One part of my job is to create a trusting relationship between my cast and myself, so that when I start to work with the actors on set, everyone is relaxed enough to let go of themselves when the cameras are on. Actors are quite a colorful bunch of personalities, so a dinner with the cast is usually quite a varied experience.
Tonight, after the shoot, I wanted to take everyone out for a bit of a celebration. We had worked the whole day doing the end scene of the movie, which is kinda weird when you feel that you just started the whole shoot, but sometimes film scheduling just goes like that. Shooting chronologically would probably be easiest for the actors, maybe even for the director, but trying to combine cast availabilities, location availabilities and minimizing needless costs, this is rarely possible. So, we have to be prepared to crank ourselves every day into a very different mood of the shoot.
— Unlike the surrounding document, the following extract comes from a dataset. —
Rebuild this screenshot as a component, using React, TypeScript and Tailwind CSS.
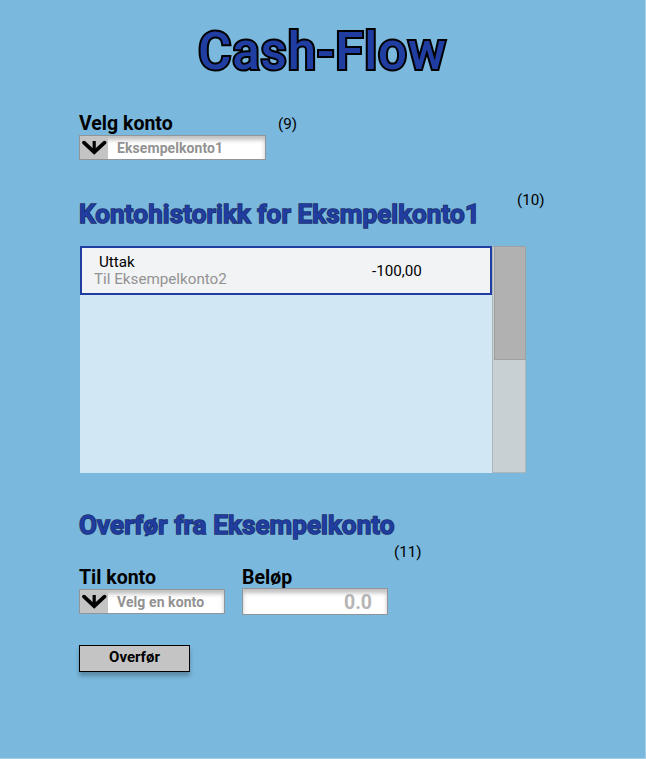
import React from "react";

function ArrowIcon() {
  return (
    <span className="flex h-full w-[28px] shrink-0 items-center justify-center bg-[#c4c4c4]">
      <svg width="26" height="19" viewBox="0 0 26 19" fill="none" stroke="#000">
        <path d="M3 4.6 L13.2 14.2 L23.5 4.6" strokeWidth="3.7" strokeLinecap="round" />
        <path d="M13.2 3 V14" strokeWidth="3.2" />
      </svg>
    </span>
  );
}

function Select({ value, className }: { value: string; className: string }) {
  return (
    <div
      className={`flex h-[25px] border border-[#8f9599] bg-white shadow-[inset_0_4px_4px_rgba(0,0,0,0.25)] ${className}`}
    >
      <ArrowIcon />
      <span className="ml-[9px] whitespace-nowrap text-[14px] leading-[24px] font-bold tracking-[0.08px] text-[#929292]">
        {value}
      </span>
    </div>
  );
}

function Note({ children, className }: { children: React.ReactNode; className: string }) {
  return <span className={`whitespace-nowrap text-[15.2px] leading-[18px] text-black ${className}`}>{children}</span>;
}

const label = "h-[23px] whitespace-nowrap text-[19.5px] leading-[23px] font-bold text-black";
const heading =
  "whitespace-nowrap text-[26px] leading-[32px] font-semibold tracking-[0.13px] text-[#203da2] [-webkit-text-stroke:1.6px_#1c2f68] [paint-order:stroke_fill]";

export default function App() {
  return (
    <div className="h-[759px] w-[646px] overflow-hidden border-r border-b border-[#a3cee4] bg-[#7ab8dd] font-['Roboto','Liberation_Sans',sans-serif]">
      <h1 className="mt-[22px] ml-[198px] h-[60px] whitespace-nowrap text-[51px] leading-[60px] font-medium tracking-[0.9px] text-[#203da2] [-webkit-text-stroke:4px_#000] [paint-order:stroke_fill]">
        Cash-Flow
      </h1>

      <div className="mt-[30px] ml-[79px] flex h-[23px]">
        <h3 className={`w-[199px] ${label}`}>Velg konto</h3>
        <Note className="mt-[3px]">(9)</Note>
      </div>
      <Select value="Eksempelkonto1" className="ml-[79px] w-[187px]" />

      <div className="mt-[30px] ml-[79px] flex h-[56px]">
        <h2 className={`mt-[8px] w-[438px] ${heading}`}>Kontohistorikk for Eksmpelkonto1</h2>
        <Note className="mt-[1px]">(10)</Note>
      </div>

      <div className="ml-[80px] flex h-[227px] w-[446px]">
        <div className="w-[412px] bg-[#d1e7f4]">
          <div className="flex h-[49px] border-2 border-[#203da2] bg-[#f2f3f5]">
            <div className="w-[290px] pt-[5px] pl-[12px] text-[15.2px] leading-[18px]">
              <div className="pl-[5px] text-black">Uttak</div>
              <div className="-mt-px text-[#929292]">Til Eksempelkonto2</div>
            </div>
            <div className="pt-[14px] text-[15.2px] leading-[18px] text-black">-100,00</div>
          </div>
        </div>
        <div className="w-[34px] border border-[#aeb6b9] bg-[#c8d0d3]">
          <div className="-mt-px -mr-px ml-px h-[114px] border border-[#a0a0a0] bg-[#b1b1b1]" />
        </div>
      </div>

      <h2 className={`mt-[36px] ml-[79px] h-[32px] ${heading}`}>Overfør fra Eksempelkonto</h2>
      <Note className="mt-[2px] ml-[394px] block h-[18px]">(11)</Note>

      <div className="mt-[5px] ml-[79px] flex gap-[17px]">
        <div className="w-[146px]">
          <h3 className={label}>Til konto</h3>
          <Select value="Velg en konto" className="w-[146px]" />
        </div>
        <div className="w-[146px]">
          <h3 className={label}>Beløp</h3>
          <div className="-mt-px h-[27px] border border-[#8f9599] bg-white pr-[15px] text-right text-[19.5px] leading-[27px] font-bold text-[#b5b5b5] shadow-[inset_0_4px_4px_rgba(0,0,0,0.25)]">
            0.0
          </div>
        </div>
      </div>

      <button className="mt-[30px] ml-[79px] block h-[27px] w-[111px] border border-black bg-[#c4c4c4] pb-[2px] text-[15px] leading-[23px] font-bold text-black shadow-[0_4px_4px_rgba(0,0,0,0.25)]">
        Overfør
      </button>
    </div>
  );
}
But since we had nailed the end scene very nicely, it really was time to take everyone out for some seafood. I asked for a nice local joint with great seafood, but instead the production had booked a high-end restaurant in a hotel in some kind of a seafood town part of the Yellow Island. First, I was a bit let down because I wanted a local experience, but when the food started showing up, things turned much nicer. We had a big, hefty dinner, some Chinese white wine and loads of discussions. Turns out some of my cast members are so famous the whole restaurant staff was lining up to take a selfie with them. I wouldn’t know, to me they are just people I work with without the pressure of them being big stars or anything, and I prefer to keep it that way.
The wine is heady and the food is plentiful, and as we turn in for the night I have a quick call back home before falling asleep probably mid-sentence.